AB 100 full bill history: https://docs.legis.wisconsin.gov/2011/proposals/ab100
Act 271 (Senate Bill 536)
This law makes a number of changes related to the state’s child trafficking laws. Among its provisions, it allows a prosecution for trafficking of a child to be commenced any time prior to the victim reaching the age of 45 years – prior law allowed a prosecution until the victim reached the age of 24. This law also extends evidentiary rape shield protections to victims of the following crimes: child enticement, soliciting a child for prostitution, and sexual intercourse with a child age 16 or older. Additionally, the law allows a court to terminate a person’s parental rights if the parent committed child trafficking of any child. The law also makes knowingly accessing pornographic material of a child engaged in sexually explicit conduct a felony. WCASA supported this legislation.
SB 536 full bill history: https://docs.legis.wisconsin.gov/2011/proposals/sb536
Act 269 (Assembly Bill 263)
This law allows law enforcement agencies to recoup the costs associated with responding to misleading information or physical evidence placed with the intent to mislead the officer, when the person responsible is convicted of obstruction. The original bill was amended to include some important exceptions, including: if the defendant is charged with obstruction because she/he recanted a report of sexual assault, if a victim of sexual assault was charged with obstruction because she/he omitted information or provided false information during the investigation, or if the defendant was charged solely because their report did not lead to criminal charges or a conviction against another person.
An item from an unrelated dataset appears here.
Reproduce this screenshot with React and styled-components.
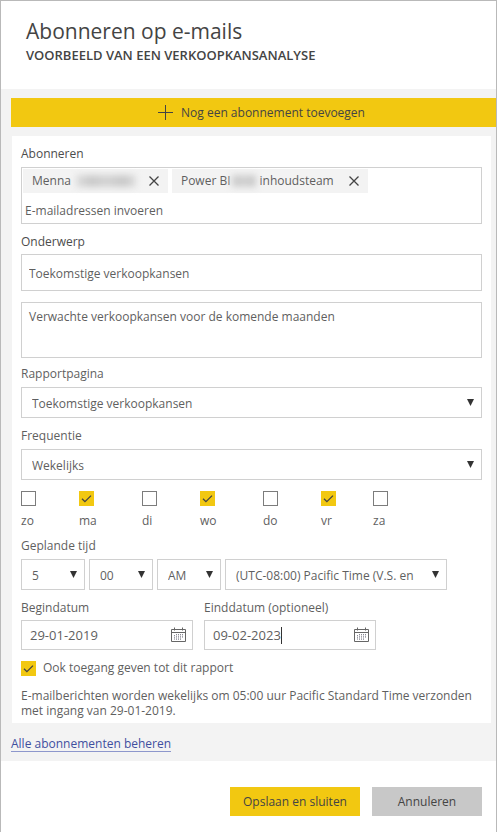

AB 263 full bill history: https://docs.legis.wisconsin.gov/2011/proposals/ab263
Act 238 (Senate Bill 394)
This new law established a pay progression plan for assistant district attorneys. The plan consists of 17 hourly salary steps and is to be based on merit. WCASA supported this legislation.
SB 394 full bill history: https://docs.legis.wisconsin.gov/2011/proposals/sb394
Act 285 (Senate Bill 399)
This law makes hearsay evidence admissible at a preliminary examination. The court may rely on hearsay evidence to determine whether there is probable cause that the defendant committed a crime. This new law may have a significant positive impact for sexual assault survivors by allowing the case to proceed without the survivor having to testify at a preliminary hearing. WCASA supported this legislation.
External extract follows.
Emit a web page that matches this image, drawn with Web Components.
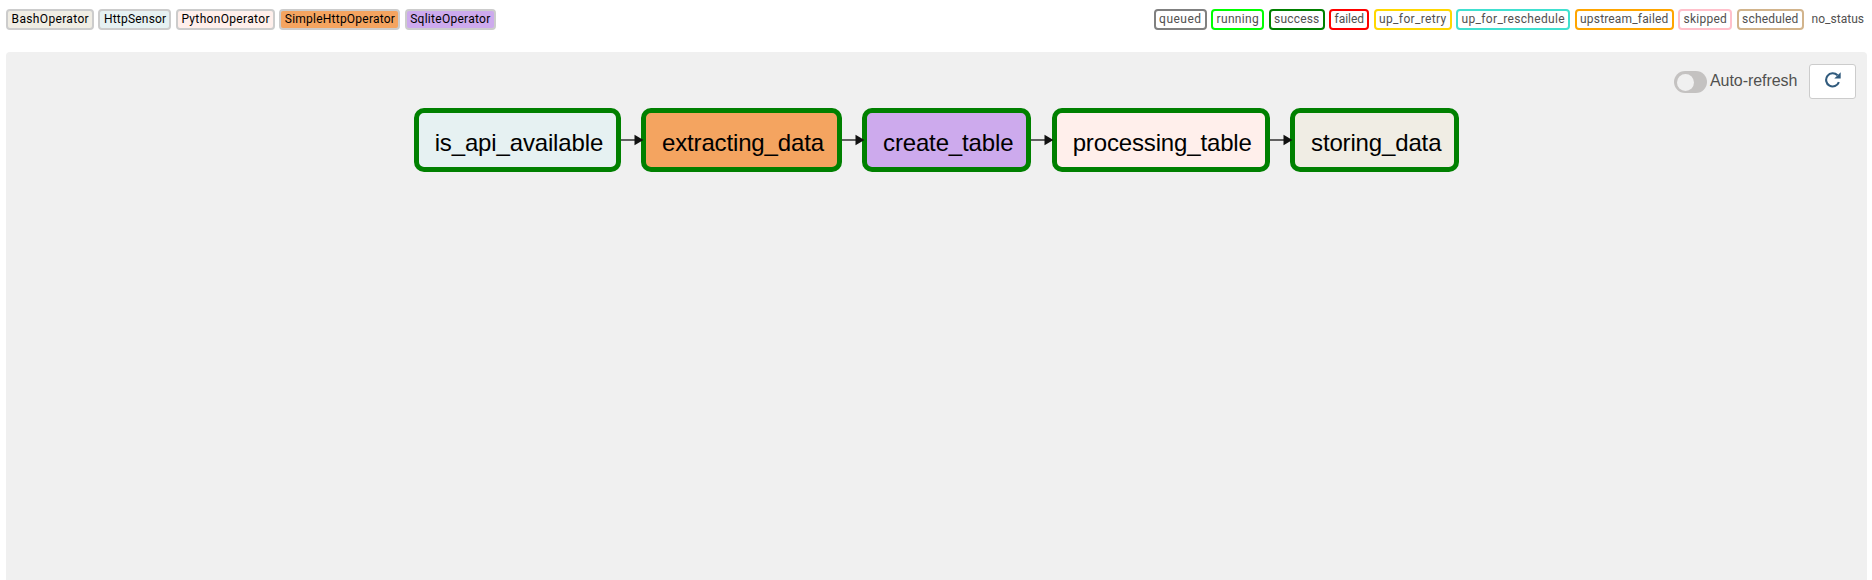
<!DOCTYPE html>
<html lang="en">
<head>
<meta charset="utf-8">
<title>DAG graph view</title>
<style>
html,body{margin:0;height:100%;background:#fff;font-family:"Liberation Sans",Arial,sans-serif;overflow:hidden}
</style>
</head>
<body>
<dag-page></dag-page>
<script>
class LegendChip extends HTMLElement {
  connectedCallback() {
    this.attachShadow({mode: 'open'}).innerHTML = `<style>
      :host{display:block;box-sizing:border-box;height:21px;width:${this.getAttribute('w')}px;
        border:2px solid ${this.getAttribute('line')};border-radius:4px;background:${this.getAttribute('fill') || '#fff'};
        color:${this.getAttribute('ink') || '#51504f'};font:12px/16px Roboto,"Liberation Sans",sans-serif;
        padding-left:3.6px;white-space:nowrap}
      span{display:inline-block}
    </style><span><slot></slot></span>`;
    // Spread the label so that it fills the chip between its side paddings.
    const label = this.shadowRoot.querySelector('span');
    const room = Number(this.getAttribute('w')) - 10.6 - label.getBoundingClientRect().width;
    label.style.letterSpacing = (room / this.textContent.length).toFixed(3) + 'px';
  }
}
class TaskNode extends HTMLElement {
  connectedCallback() {
    this.attachShadow({mode: 'open'}).innerHTML = `<style>
      :host{display:block;flex:none;box-sizing:border-box;width:${this.getAttribute('w')}px;height:64px;border:5px solid #008000;
        border-radius:10px;background:${this.getAttribute('fill')};color:#000;font-size:24px;line-height:27px;padding:16px 0 0 2.6px;
        text-align:center;white-space:nowrap}
      span{display:inline-block;letter-spacing:-.15px}
    </style><span><slot></slot></span>`;
  }
}
class TaskEdge extends HTMLElement {
  connectedCallback() {
    this.attachShadow({mode: 'open'}).innerHTML = `<style>
      :host{display:block;flex:none;width:${this.getAttribute('w')}px;height:12px;position:relative;z-index:1}
      svg{display:block;overflow:visible}
    </style><svg width="21" height="12"><path d="M0 6H14" stroke="#333" stroke-width="1.5"/><path d="M13.5 .8L22.4 6L13.5 11.2Z" fill="#111"/></svg>`;
  }
}
class AutoRefresh extends HTMLElement {
  connectedCallback() {
    this.attachShadow({mode: 'open'}).innerHTML = `<style>
      :host{display:flex;align-items:flex-start;color:#51504f}
      .track{box-sizing:border-box;width:33px;height:22px;border-radius:11px;background:#c4c2c1;padding:2.5px 3px;margin-top:7px}
      .knob{width:17px;height:17px;border-radius:50%;background:#f0f0f0}
      label{font-size:16px;line-height:18px;margin:8px 0 0 3px;width:99px;letter-spacing:-.06px}
      button{box-sizing:border-box;width:47px;height:35px;padding:0;border:1px solid #ccc;border-radius:3px;background:#fff;
        display:flex;align-items:flex-start}
      svg{display:block;margin:6.6px 0 0 14.5px}
    </style><div class="track"><div class="knob"></div></div><label>Auto-refresh</label>
    <button aria-label="Refresh"><svg width="16" height="16" viewBox="0 0 16 16"><path d="M13.9 10.2A6.6 6.6 0 1 1 12.5 3.3" fill="none" stroke="#315b7d" stroke-width="2.1"/><path d="M15.7 .2V6.6H9.3Z" fill="#315b7d"/></svg></button>`;
  }
}
class DagPage extends HTMLElement {
  connectedCallback() {
    this.attachShadow({mode: 'open'}).innerHTML = `<style>
      :host{display:flex;flex-direction:column;height:100vh;box-sizing:border-box;padding:9px 5px 0 6px}
      .legend{display:flex;justify-content:space-between;height:43px;flex:none}
      .group{display:flex;gap:4.4px}
      .group + .group{gap:4.5px}
      .panel{flex:1;background:#f0f0f0;border-radius:4px 4px 0 0;padding:12px 11px 0 0}
      .tools{display:flex;justify-content:flex-end;height:44px}
      .flow{display:flex;align-items:center;padding-left:408.1px}
      .plain{margin-right:-4px;padding-left:1.6px}
    </style>
    <div class="legend">
      <div class="group">
        <legend-chip w="88" line="#ccc" ink="#000" fill="#f0ede4">BashOperator</legend-chip>
        <legend-chip w="73" line="#ccc" ink="#000" fill="#e6f1f2">HttpSensor</legend-chip>
        <legend-chip w="99" line="#ccc" ink="#000" fill="#ffefeb">PythonOperator</legend-chip>
        <legend-chip w="121" line="#ccc" ink="#000" fill="#f4a460">SimpleHttpOperator</legend-chip>
        <legend-chip w="91" line="#ccc" ink="#000" fill="#cdaaed">SqliteOperator</legend-chip>
      </div>
      <div class="group">
        <legend-chip w="53" line="#808080">queued</legend-chip>
        <legend-chip w="53" line="#00ff00">running</legend-chip>
        <legend-chip w="56" line="#008000">success</legend-chip>
        <legend-chip w="40" line="#ff0000">failed</legend-chip>
        <legend-chip w="78" line="#ffd700">up_for_retry</legend-chip>
        <legend-chip w="114" line="#40e0d0">up_for_reschedule</legend-chip>
        <legend-chip w="99" line="#ffa500">upstream_failed</legend-chip>
        <legend-chip w="54" line="#ffc0cb">skipped</legend-chip>
        <legend-chip w="67" line="#d2b48c">scheduled</legend-chip>
        <legend-chip class="plain" w="63" line="transparent">no_status</legend-chip>
      </div>
    </div>
    <div class="panel">
      <div class="tools"><auto-refresh></auto-refresh></div>
      <div class="flow">
        <task-node w="207" fill="#e6f1f2">is_api_available</task-node><task-edge w="20.3"></task-edge>
        <task-node w="200.5" fill="#f4a460">extracting_data</task-node><task-edge w="20.5"></task-edge>
        <task-node w="169" fill="#cdaaed">create_table</task-node><task-edge w="20.5"></task-edge>
        <task-node w="218" fill="#ffefeb">processing_table</task-node><task-edge w="20.5"></task-edge>
        <task-node w="169" fill="#f0ede4">storing_data</task-node>
      </div>
    </div>`;
  }
}
customElements.define('legend-chip', LegendChip);
customElements.define('task-node', TaskNode);
customElements.define('task-edge', TaskEdge);
customElements.define('auto-refresh', AutoRefresh);
customElements.define('dag-page', DagPage);
</script>
</body>
</html>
SB 399 full bill history: https://docs.legis.wisconsin.gov/2011/proposals/sb399
Act 283 (Assembly Bill 232)
This new law confers upon victims the right to be treated with fairness, dignity, and respect for privacy by public officials, employees, or agencies. The bill also gives victims the ability to seek relief on their own when these rights have been violated. WCASA supported this legislation.
AB 232 full bill history: https://docs.legis.wisconsin.gov/2011/proposals/ab232
Act 272 (Assembly Bill 209)
This new law relates to the penalties for the crimes of sexual exploitation of a child and possession of child pornography. This law allows the court to depart from the mandatory minimum sentence if the court determines the following: the best interests of the community will be served, the public will not be harmed, and the offender is no more than 4 years older than the victim.